An editorial writer said that, as paradoxical it may appear, this crisis is having important positive repercussions. First of all, it marks the end of a unipolar world. The United States has shown that it is not up to it. The impact of the financial meltdown on Wall Street is worse than that of the terrorist attack against the Twin Towers. Unipolarity is giving way to multipolarity in world governance. The unbridled global capitalism of the last 20 years appears to be at an end.

The financial crisis’ challenge to Japan is particularly important for it ha a positive side since it is forcing the country to adopt more broadly-based policies.

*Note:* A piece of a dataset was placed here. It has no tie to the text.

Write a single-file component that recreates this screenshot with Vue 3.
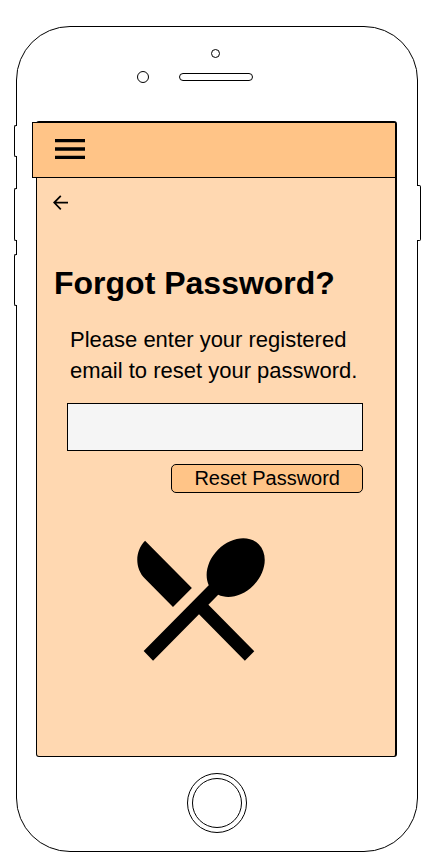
<script setup>
import { ref } from 'vue'

const email = ref('')
</script>

<template>
  <div class="page">
    <div class="phone">
      <span class="side side-mute"></span>
      <span class="side side-up"></span>
      <span class="side side-down"></span>
      <span class="side side-power"></span>

      <div class="earpiece">
        <span class="camera"></span>
        <span class="sensor"></span>
        <span class="speaker"></span>
      </div>

      <div class="screen">
        <header class="bar">
          <button class="icon-button" type="button" aria-label="Menu">
            <svg width="30" height="20" viewBox="0 0 30 20" aria-hidden="true">
              <path d="M0 0h30v3.3H0zM0 8.3h30v3.4H0zM0 16.7h30V20H0z" />
            </svg>
          </button>
        </header>

        <main class="content">
          <a class="back" href="#" aria-label="Back">
            <svg width="16" height="16" viewBox="0 0 16 16" aria-hidden="true">
              <path d="M15 7.6H1.5M7.8 0.8L1.2 7.6L7.8 14.4" fill="none" stroke="#000" stroke-width="1.7" />
            </svg>
          </a>
          <h1 class="title">Forgot Password?</h1>
          <form class="form" @submit.prevent>
            <label class="prompt" for="email">Please enter your registered<br />email to reset your password.</label>
            <input id="email" v-model="email" class="field" type="email" />
            <button class="submit" type="submit">Reset Password</button>
          </form>
          <svg class="logo" width="160" height="162" viewBox="0 0 24 24" preserveAspectRatio="none" aria-hidden="true">
            <path d="M8.1 13.34l2.83-2.83L3.91 3.5c-1.56 1.56-1.56 4.09 0 5.66l4.19 4.18zm6.78-1.81c1.53.71 3.68.21 5.27-1.38 1.91-1.91 2.28-4.65.81-6.12-1.46-1.46-4.2-1.1-6.12.81-1.59 1.59-2.09 3.74-1.38 5.27L3.7 19.87l1.41 1.41L12 14.41l6.88 6.88 1.41-1.41L13.41 13l1.47-1.47z" />
          </svg>
        </main>
      </div>

      <button class="home" type="button" aria-label="Home"><span class="home-ring"></span></button>
    </div>
  </div>
</template>

<style>
body {
  background: #fff;
}
</style>

<style scoped>
* {
  box-sizing: border-box;
}

.page {
  display: flex;
  min-height: 100vh;
  padding: 26px 14px 14px 16px;
  font-family: Helvetica, "Liberation Sans", Arial, sans-serif;
  color: #000;
}

.phone {
  position: relative;
  display: flex;
  flex: 1;
  flex-direction: column;
  min-width: 0;
  padding: 0 20px 18px 19px;
  border: 1px solid #000;
  border-radius: 54px;
  background: #fff;
}

.side {
  position: absolute;
  left: -3px;
  width: 3px;
  border: 1px solid #000;
  border-right: 0;
  border-radius: 2px 0 0 2px;
  background: #fff;
}

.side-mute {
  top: 98px;
  height: 32px;
}

.side-up {
  top: 161px;
  height: 53px;
}

.side-down {
  top: 227px;
  height: 52px;
}

.side-power {
  top: 158px;
  right: -4px;
  left: auto;
  width: 4px;
  height: 56px;
  border: 1px solid #000;
  border-left: 0;
  border-radius: 0 2px 2px 0;
}

.earpiece {
  display: grid;
  grid-template-columns: 1fr auto 1fr;
  column-gap: 30px;
  row-gap: 13px;
  align-items: center;
  padding: 22px 2px 38px 0;
}

.camera,
.sensor,
.speaker {
  border: 1px solid #000;
}

.camera {
  grid-column: 2;
  justify-self: center;
  width: 9px;
  height: 9px;
  border-radius: 50%;
}

.sensor {
  grid-column: 1;
  justify-self: end;
  width: 12px;
  height: 12px;
  border-radius: 50%;
}

.speaker {
  width: 74px;
  height: 8px;
  border-radius: 4px;
}

.screen {
  display: flex;
  flex: 1;
  flex-direction: column;
  border: 1px solid #000;
  border-top-width: 2px;
  border-right-width: 2px;
  border-radius: 3px;
  background: #ffd8b1;
}

.bar {
  display: flex;
  align-items: center;
  height: 56px;
  margin: -1px 0 0 -5px;
  padding: 0 22px 2px;
  border: 1px solid #000;
  border-right: 0;
  background: #ffc487;
}

.icon-button {
  padding: 0;
  border: 0;
  background: none;
}

.icon-button svg,
.back svg,
.logo {
  display: block;
}

.content {
  display: flex;
  flex-direction: column;
  padding: 17px 16px;
}

.back {
  align-self: flex-start;
}

.title {
  margin: 52px 0 0;
  padding-left: 1px;
  font-size: 32px;
  line-height: 40px;
}

.form {
  display: flex;
  flex-direction: column;
  padding: 21px 16px 0 14px;
}

.prompt {
  padding-left: 3px;
  font-size: 22px;
  line-height: 31px;
  white-space: nowrap;
}

.field {
  width: 100%;
  height: 48px;
  margin-top: 17px;
  padding: 0 12px;
  border: 1px solid #000;
  border-radius: 0;
  background: #f5f5f5;
  font: inherit;
  font-size: 20px;
}

.submit {
  align-self: flex-end;
  height: 29px;
  margin-top: 13px;
  padding: 0 22px;
  border: 1px solid #000;
  border-radius: 5px;
  background: #ffc487;
  color: #000;
  font: inherit;
  font-size: 20px;
  line-height: 27px;
}

.logo {
  align-self: center;
  margin: 24px 34px 0 0;
}

.home {
  align-self: center;
  width: 60px;
  height: 60px;
  margin-top: 16px;
  padding: 4px;
  border: 1px solid #000;
  border-radius: 50%;
  background: #fff;
}

.home-ring {
  display: block;
  height: 100%;
  border: 1px solid #000;
  border-radius: 50%;
}
</style>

The Asahi daily wrote that Japan must find solutions to its problems by relying on its own economic and cultural resources rather than depend upon others, namely the United States, as it has done for so long. Its own history is a lesson in the matter.

In the last 150 years the country has faced three great crises: the transition in mid-19th century from medieval feudalism to modernity; the transition in mid-20th century from militarist imperialism to democracy, and the current financial revolution.

History shows that it was able to overcome the first two crises by relying on its own cultural resources. But the third challenge is the hardest ever because it calls for courage in taking on new values like concern for man and a commitment to solving environmental problems for the whole of humanity. For Christians these are spiritual values that come from God.

At the end of a debate broadcast by NHK TV a man and a woman were asked to write on a tablet a term that could symbolise the New Year. The woman chose omoyari, which means concern for others, sympathy; the man wrote kibo, hope.